**Task instructions**
Count every line that holds the string "styles", and report the number alone.

··· Data section ···

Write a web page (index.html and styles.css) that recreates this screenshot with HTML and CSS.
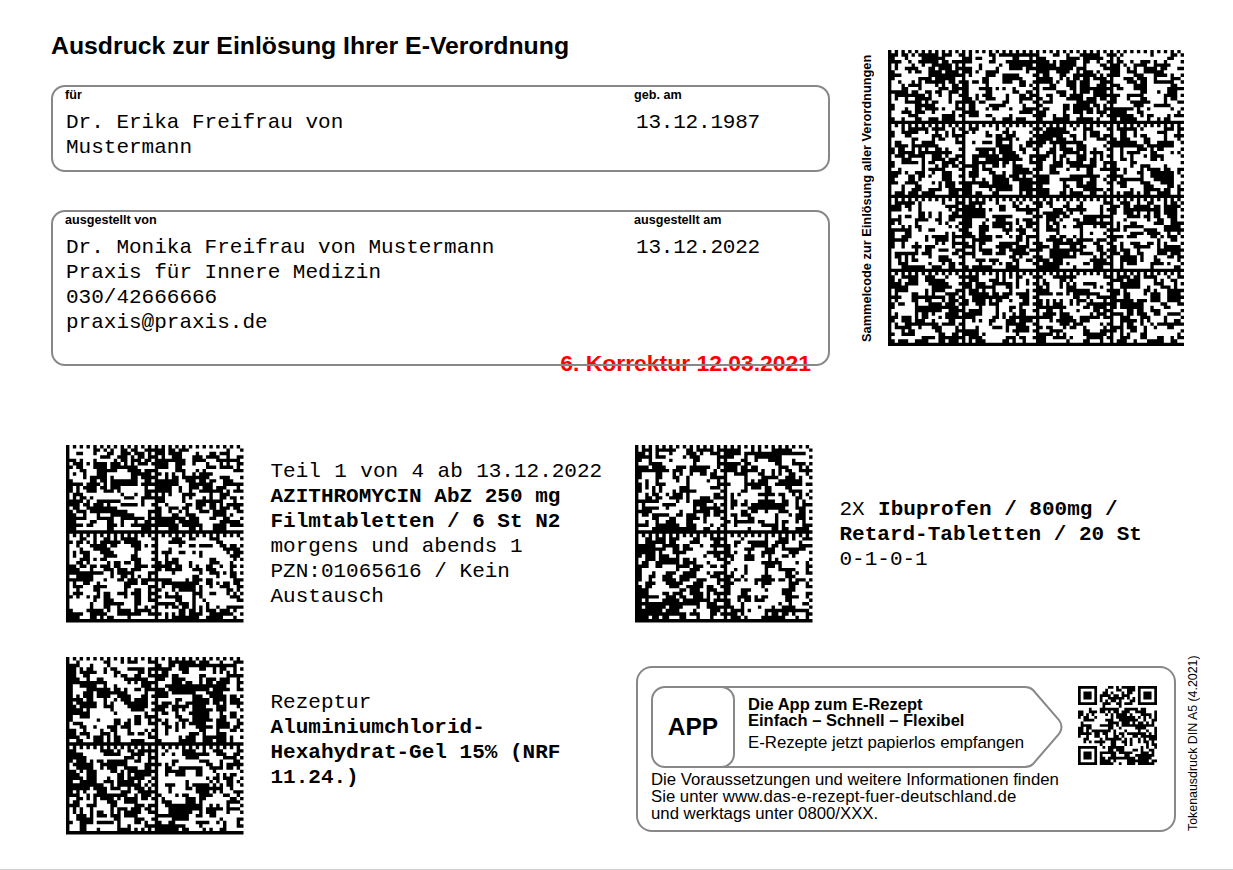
FILE: index.html
```html
<!DOCTYPE html>
<html lang="de">
<head>
<meta charset="utf-8">
<title>Ausdruck zur Einlösung Ihrer E-Verordnung</title>
<link rel="stylesheet" href="styles.css">
</head>
<body>
<main class="sheet">
  <section class="top">
    <div class="top-main">
      <h1 class="title">Ausdruck zur Einlösung Ihrer E-Verordnung</h1>
      <div class="box box-patient">
        <div class="col col-name">
          <div class="label">für</div>
          <div class="value">Dr. Erika Freifrau von<br>Mustermann</div>
        </div>
        <div class="col col-date">
          <div class="label">geb. am</div>
          <div class="value">13.12.1987</div>
        </div>
      </div>
      <div class="box box-issuer">
        <div class="col col-name">
          <div class="label">ausgestellt von</div>
          <div class="value">Dr. Monika Freifrau von Mustermann<br>Praxis für Innere Medizin<br>030/42666666<br>praxis@praxis.de</div>
        </div>
        <div class="col col-date">
          <div class="label">ausgestellt am</div>
          <div class="value">13.12.2022</div>
        </div>
        <div class="correction">6. Korrektur 12.03.2021</div>
      </div>
    </div>
    <div class="collective">
      <div class="collective-label">Sammelcode zur Einlösung aller Verordnungen</div>
      <svg class="dm dm-large" viewBox="0 0 88 88" data-seed="11" data-regions="4"><path></path></svg>
    </div>
  </section>

  <section class="items">
    <article class="item">
      <svg class="dm" viewBox="0 0 52 52" data-seed="23" data-regions="2"><path></path></svg>
      <p class="item-text"><span class="wide-words">Teil 1 von 4 ab 13.12.2022</span><br><b>AZITHROMYCIN AbZ 250 mg<br>Filmtabletten / 6 St N2</b><br>morgens und abends 1<br>PZN:01065616 / Kein<br>Austausch</p>
    </article>
    <article class="item item-right">
      <svg class="dm" viewBox="0 0 52 52" data-seed="37" data-regions="2"><path></path></svg>
      <p class="item-text"><span class="wide-words">2X </span><b>Ibuprofen / 800mg /<br>Retard-Tabletten / 20 St</b><br>0-1-0-1</p>
    </article>
    <article class="item">
      <svg class="dm" viewBox="0 0 52 52" data-seed="51" data-regions="2"><path></path></svg>
      <p class="item-text item-text-raised">Rezeptur<br><b>Aluminiumchlorid-<br>Hexahydrat-Gel 15% (NRF<br>11.24.)</b></p>
    </article>
    <div class="app-wrap">
      <aside class="app-card">
        <div class="app-info">
          <div class="banner">
            <svg class="banner-shape" viewBox="0 0 412 82" aria-hidden="true"><path d="M14 1H374q5 0 8 3l26 30q5 7 0 14l-26 30q-3 3-8 3H14"></path></svg>
            <div class="app-badge">APP</div>
            <div class="banner-text">
              <div class="banner-head">Die App zum E-Rezept<br>Einfach – Schnell – Flexibel</div>
              <div class="banner-sub">E-Rezepte jetzt papierlos empfangen</div>
            </div>
          </div>
          <p class="app-note">Die Voraussetzungen und weitere Informationen finden<br>Sie unter <span class="url">www.das-e-rezept-fuer-deutschland.de</span><br>und werktags unter 0800/XXX.</p>
        </div>
        <svg class="qr" viewBox="0 0 29 29" data-seed="73"><path></path></svg>
      </aside>
      <div class="form-label">Tokenausdruck DIN A5 (4.2021)</div>
    </div>
  </section>
</main>
<script src="codes.js"></script>
</body>
</html>
```
FILE: styles.css
```css
* { box-sizing: border-box; }
html { margin: 0; padding: 0; background: #fff; }
body { margin: 0; padding: 0; font-family: "Liberation Sans", Arial, sans-serif; color: #000; }

.sheet {
  width: 1233px;
  height: 870px;
  border-bottom: 1px solid #ccc;
  padding: 32px 0 0 51px;
  overflow: hidden;
}

.top { display: flex; height: 413px; }
.top-main { width: 779px; }

.title {
  margin: 0 0 25px;
  font-size: 24.8px;
  line-height: 28px;
  font-weight: 700;
}

.box {
  position: relative;
  display: flex;
  border: 2px solid #888;
  border-radius: 14px;
  margin-bottom: 38px;
}
.box-patient { height: 87px; }
.box-issuer { height: 156px; }

.col-name { width: 568px; padding-left: 12px; }
.col-date { padding-left: 13px; }

.label {
  font-size: 12.6px;
  line-height: 14px;
  font-weight: 700;
  margin-top: 1px;
}

.value {
  font-family: "Liberation Mono", "Courier New", monospace;
  font-size: 21px;
  line-height: 25px;
  margin: 8px 0 0 1px;
}
.col-date .value { margin-left: 2px; letter-spacing: -0.2px; }

.correction {
  position: absolute;
  z-index: -1;
  right: 17px;
  bottom: -12px;
  color: #f00;
  font-size: 22.9px;
  line-height: 26px;
  font-weight: 700;
}

.collective { display: flex; margin-left: 30px; padding-top: 18px; height: 314px; }
.collective-label {
  writing-mode: vertical-rl;
  transform: rotate(180deg);
  width: 14px;
  height: 296px;
  font-size: 12.8px;
  line-height: 14px;
  font-weight: 700;
  text-align: center;
  margin-right: 14px;
}

.dm { display: block; width: 177.5px; height: 177.5px; flex: none; }
.dm-large { width: 296px; height: 296px; }
.dm path, .qr path { fill: #000; }

.items {
  display: grid;
  grid-template-columns: 569px 1fr;
  grid-auto-rows: 178px;
  row-gap: 34px;
  margin-left: 15px;
}
.item { display: flex; align-items: center; }
.item-text {
  margin: 0 0 0 27px;
  font-family: "Liberation Mono", "Courier New", monospace;
  font-size: 21px;
  line-height: 25px;
}
.item-text-raised { margin-top: -12px; }
.wide-words { word-spacing: 0.8px; }

.app-wrap { display: flex; align-items: flex-start; margin: 9px 0 0 1px; }
.app-card {
  display: flex;
  width: 540px;
  height: 166px;
  border: 2px solid #888;
  border-radius: 16px;
  padding: 18px 0 0 13px;
}
.app-info { width: 414px; }
.banner { position: relative; display: flex; height: 82px; width: 412px; }
.banner-shape { position: absolute; left: 0; top: 0; width: 412px; height: 82px; }
.banner-shape path { fill: none; stroke: #888; stroke-width: 2; }
.app-badge {
  position: relative;
  display: flex;
  align-items: center;
  justify-content: center;
  width: 84px;
  height: 82px;
  border: 2px solid #888;
  border-radius: 14px;
  font-size: 24.5px;
  font-weight: 700;
}
.banner-text { position: relative; margin-left: 13px; padding-top: 10px; }
.banner-head { font-size: 16.5px; line-height: 16px; font-weight: 700; }
.banner-sub { font-size: 16.8px; line-height: 16px; margin-top: 7px; }
.app-note { margin: 3px 0 0; font-size: 16.75px; line-height: 17px; white-space: nowrap; }
.url { letter-spacing: 0.17px; }
.qr { display: block; width: 79px; height: 79px; margin-left: 13px; flex: none; }

.form-label {
  writing-mode: vertical-rl;
  transform: rotate(180deg);
  width: 14px;
  height: 177px;
  margin: -12px 0 0 10px;
  font-size: 12.4px;
  line-height: 14px;
  text-align: left;
  white-space: nowrap;
}
```
FILE: codes.js
```js
function rng(seed) {
  var a = seed * 2654435761 >>> 0;
  return function () {
    a = (a + 0x6D2B79F5) >>> 0;
    var t = a;
    t = Math.imul(t ^ (t >>> 15), t | 1);
    t ^= t + Math.imul(t ^ (t >>> 7), t | 61);
    return ((t ^ (t >>> 14)) >>> 0) / 4294967296;
  };
}

function noise(n, seed, clump) {
  var r = rng(seed), grid = [], x, y;
  for (y = 0; y < n; y++) {
    grid.push([]);
    for (x = 0; x < n; x++) {
      var p = 0.5;
      if (x > 0) p += grid[y][x - 1] ? clump : -clump;
      if (y > 0) p += grid[y - 1][x] ? clump : -clump;
      grid[y].push(r() < p);
    }
  }
  return grid;
}

function toPath(cells) {
  var d = "";
  cells.forEach(function (row, y) {
    var x = 0;
    while (x < row.length) {
      if (!row[x]) { x++; continue; }
      var s = x;
      while (x < row.length && row[x]) x++;
      d += "M" + s + " " + y + "h" + (x - s) + "v1h-" + (x - s) + "z";
    }
  });
  return d;
}

document.querySelectorAll(".dm").forEach(function (svg) {
  var n = svg.viewBox.baseVal.width;
  var size = n / Number(svg.dataset.regions);
  var grid = noise(n, Number(svg.dataset.seed), 0.12);
  for (var y = 0; y < n; y++) {
    for (var x = 0; x < n; x++) {
      var rx = x % size, ry = y % size;
      if (rx === 0 || ry === size - 1) grid[y][x] = true;
      else if (ry === 0) grid[y][x] = x % 2 === 0;
      else if (rx === size - 1) grid[y][x] = y % 2 === 1;
    }
  }
  svg.querySelector("path").setAttribute("d", toPath(grid));
});

document.querySelectorAll(".qr").forEach(function (svg) {
  var n = svg.viewBox.baseVal.width;
  var grid = noise(n, Number(svg.dataset.seed), 0.05);
  function finder(ox, oy) {
    for (var y = -1; y < 8; y++) {
      for (var x = -1; x < 8; x++) {
        var px = ox + x, py = oy + y;
        if (px < 0 || py < 0 || px >= n || py >= n) continue;
        var ring = x >= 0 && x <= 6 && y >= 0 && y <= 6 && (x === 0 || x === 6 || y === 0 || y === 6);
        var core = x >= 2 && x <= 4 && y >= 2 && y <= 4;
        grid[py][px] = ring || core;
      }
    }
  }
  finder(0, 0);
  finder(n - 7, 0);
  finder(0, n - 7);
  svg.querySelector("path").setAttribute("d", toPath(grid));
});
```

···

**Final result**
3